Se mesmo assim deu errado, a pessoa que fez o envio equivocado deve entrar em contato com o banco imediatamente. Ela deve esperar o recebedor tentar contato para negociar o estorno. O banco não pode fazer isso diretamente, devido ao sigilo bancário.
Quem recebeu a quantia errada deve guardar o dinheiro para devolver. “Se você recebe um valor indevido, é sua obrigação reservar aquele dinheiro esperando num prazo razoável que a pessoa te procure. Se a quantia for muito alta, a Receita provavelmente vai rastrear, mas o usuário pode pegar declaração do banco e até da pessoa que transferiu errado para justificar no Imposto de Renda a transação”, explicou a sócia da área tributária da Siqueira Castro Advogados, Gabriela Miziara Jajah.
Sem reversão unilateral
O sócio da Montezuma e Conde Advogados Associados e presidente da Comissão de Direito Bancário da OAB/DF, Benito Conde, ressalta que a realização equivocada de uma transferência via Pix não pode ser revertida unilateralmente pelo pagante, pois se trata de uma transferência instantânea cujo valor é transferido imediatamente após inserida senha da conta do usuário.

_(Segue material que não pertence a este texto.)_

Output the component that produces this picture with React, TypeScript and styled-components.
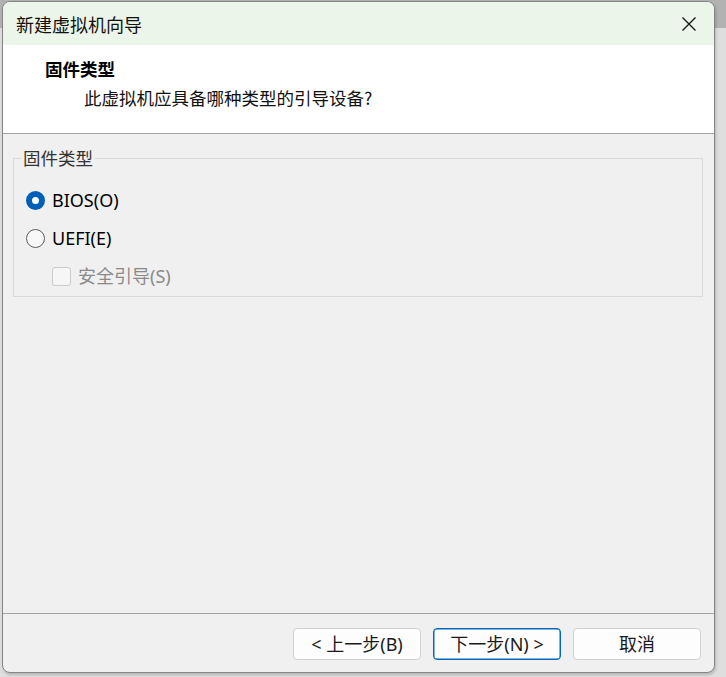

“Caso o usuário finalize uma transação que percebeu ser equivocada, deverá buscar contato diretamente com o recebedor e solicitar que o mesmo utilize a funcionalidade “devolver valor” já proporcionada pelo próprio sistema de transferência Pix”, ressaltou o advogado.
Ele frisa que a devolução é obrigatória pois, caso o usuário não o faça, estará incurso nas penas do crime previsto no art. 169 do Código Penal.
“Obviamente que os usuários do PIX devem ter atenção para que não cometam equívocos na transferência, mas importante que tenham conhecimento que a devolução é ato obrigatório que, caso não realizada, poderá ocasionar problemas na esfera judicial”, lembrou Conde.
Se a ferramenta não der certo ou houver dúvidas sobre taxação, o usuário deve procurar um advogado. Em caso de recusa na devolução, a Justiça também deve ser acionada.